After a long horrendous forty-five-minute ordeal, the ceremony was almost over. We stood there, hot, sweaty, sticky with twigs in our hair wondering what was next. He sat and stared at us and began to chant or was he laughing?

“Chant,” he said. “Say whatever sound comes to mind.”

Nothing came to mind other than “Can I have another bucket of cold water.”

He recommended that we stay in the temazcal for five minutes without him to chant and pat our bodies with bouquets of rue, which is common in spiritual practices and is believed to have mystic energy. He handed us an egg.

“Rub the egg on your forehead, chest and stomach to capture the bad energy. Don’t break it open,” he said.

link Left alone, we stood there, and I asked my friend, “Want to make the best of it?”

I suggested that we shout wishes out into the darkness, in case the gods were listening.
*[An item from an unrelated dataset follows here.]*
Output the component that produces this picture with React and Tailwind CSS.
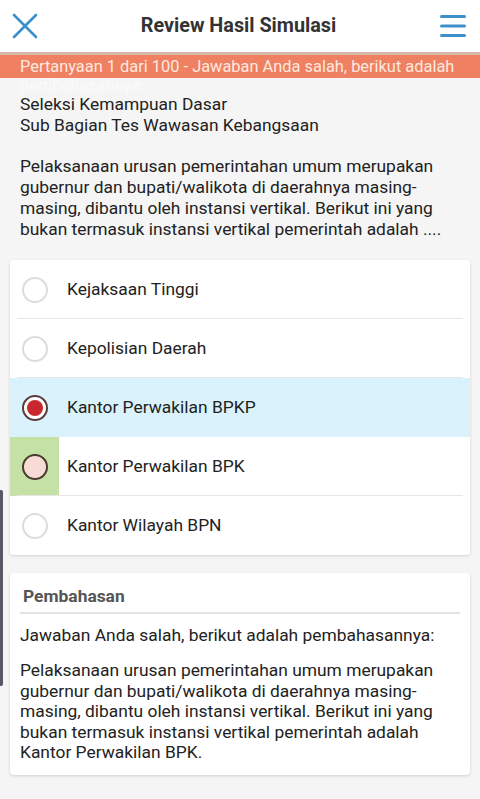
import React from 'react';

const options = [
  { label: 'Kejaksaan Tinggi', state: 'none' },
  { label: 'Kepolisian Daerah', state: 'none' },
  { label: 'Kantor Perwakilan BPKP', state: 'chosen' },
  { label: 'Kantor Perwakilan BPK', state: 'answer' },
  { label: 'Kantor Wilayah BPN', state: 'none' },
];

const question =
  'Pelaksanaan urusan pemerintahan umum merupakan gubernur dan bupati/walikota di daerahnya masing-masing, dibantu oleh instansi vertikal. Berikut ini yang bukan termasuk instansi vertikal pemerintah adalah ....';

function Radio({ state }) {
  if (state === 'chosen') {
    return (
      <span className="flex h-[26px] w-[26px] items-center justify-center rounded-full border-2 border-[#5a3b3b] bg-white">
        <span className="h-[16px] w-[16px] rounded-full bg-[#c8272d]" />
      </span>
    );
  }
  if (state === 'answer') {
    return <span className="h-[26px] w-[26px] rounded-full border-2 border-[#4a3a30] bg-[#f7dcd6]" />;
  }
  return <span className="h-[26px] w-[26px] rounded-full border-2 border-[#dcdcdc] bg-white" />;
}

function OptionRow({ label, state, last }) {
  const bg = state === 'chosen' ? 'bg-[#d9f2fb]' : 'bg-white';
  return (
    <div className={`relative flex h-[59px] items-center ${bg}`}>
      <div
        className={`flex h-full w-[49px] items-center justify-center ${
          state === 'answer' ? 'bg-[#c6e1a6]' : ''
        }`}
      >
        <Radio state={state} />
      </div>
      <span className="pl-[8px] text-[17.4px] text-[#222]">{label}</span>
      {!last && state !== 'chosen' && (
        <span className="absolute bottom-0 left-[7px] right-[7px] h-px bg-[#e6e6e6]" />
      )}
    </div>
  );
}

export default function App() {
  return (
    <div className="relative min-h-[799px] w-[480px] overflow-hidden bg-[#f5f5f5] font-['Roboto',sans-serif] text-[#222]">
      {/* Header */}
      <header className="flex h-[52px] items-center justify-between bg-white px-[12px]">
        <svg width="26" height="26" viewBox="0 0 26 26" fill="none" stroke="#3d8fcc" strokeWidth="2.6" strokeLinecap="round">
          <path d="M2 2 L24 24 M24 2 L2 24" />
        </svg>
        <h1 className="text-[19.8px] font-bold text-[#333]">Review Hasil Simulasi</h1>
        <svg width="28" height="26" viewBox="0 0 28 26" className="mr-[1px]">
          <rect x="1" y="2" width="26" height="3" rx="1.5" fill="#3d8fcc" />
          <rect x="1" y="11.5" width="26" height="3" rx="1.5" fill="#3d8fcc" />
          <rect x="1" y="21" width="26" height="3" rx="1.5" fill="#3d8fcc" />
        </svg>
      </header>
      <div className="h-[3px] bg-[#d7b9a8]" />

      {/* Status banner; second line is clipped behind the content */}
      <div className="relative h-[23px]">
        <div className="bg-[#ef8062] px-[20px] text-[16.4px] leading-[23px] text-[#fde9df]">
          Pertanyaan 1 dari 100 - Jawaban Anda salah, berikut adalah
        </div>
        <div className="absolute left-[20px] top-[25px] text-[16.4px] leading-[11px] text-white/60">pembahasannya:</div>
      </div>

      {/* Question */}
      <section className="px-[20px] pt-[16px] text-[17.4px] leading-[21px]">
        <p>Seleksi Kemampuan Dasar</p>
        <p>Sub Bagian Tes Wawasan Kebangsaan</p>
        <p className="mt-[20px]">{question}</p>
      </section>

      {/* Options */}
      <div className="mx-[10px] mt-[20px] overflow-hidden rounded-[4px] bg-white shadow-[0_1px_3px_rgba(0,0,0,0.15)]">
        {options.map((o, i) => (
          <OptionRow key={o.label} label={o.label} state={o.state} last={i === options.length - 1} />
        ))}
      </div>

      {/* Explanation */}
      <div className="mx-[10px] mt-[18px] rounded-[4px] bg-white px-[10px] pb-[12px] pt-[13px] shadow-[0_1px_3px_rgba(0,0,0,0.15)]">
        <h2 className="px-[3px] text-[17.4px] font-bold leading-[21px] text-[#555]">Pembahasan</h2>
        <div className="mt-[5px] h-[2px] bg-[#e3e3e3]" />
        <p className="mt-[11px] text-[17.4px] leading-[21px]">Jawaban Anda salah, berikut adalah pembahasannya:</p>
        <p className="mt-[14px] text-[17.4px] leading-[20.5px]">
          Pelaksanaan urusan pemerintahan umum merupakan gubernur dan bupati/walikota di daerahnya masing-masing,
          dibantu oleh instansi vertikal. Berikut ini yang bukan termasuk instansi vertikal pemerintah adalah Kantor
          Perwakilan BPK.
        </p>
      </div>

      {/* edge scroll handle overlay */}
      <span className="absolute left-0 top-[490px] h-[196px] w-[3px] rounded-r-[2px] bg-[#5a5766]" />
    </div>
  );
}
We asked for good health, love and everything our heart desired. Every time she shouted her intention, I smacked her with the bouquet and chanted “The power of Christ compels you,” like in the scene from the “The Exorcist” to rid her of evil spirits. We began to laugh, and a knock at the door told us our ceremony was over.

We went home exhausted, confused and dehydrated. The one thing for certain is that we came out of it thinner and exfoliated, and this experience brought us closer together.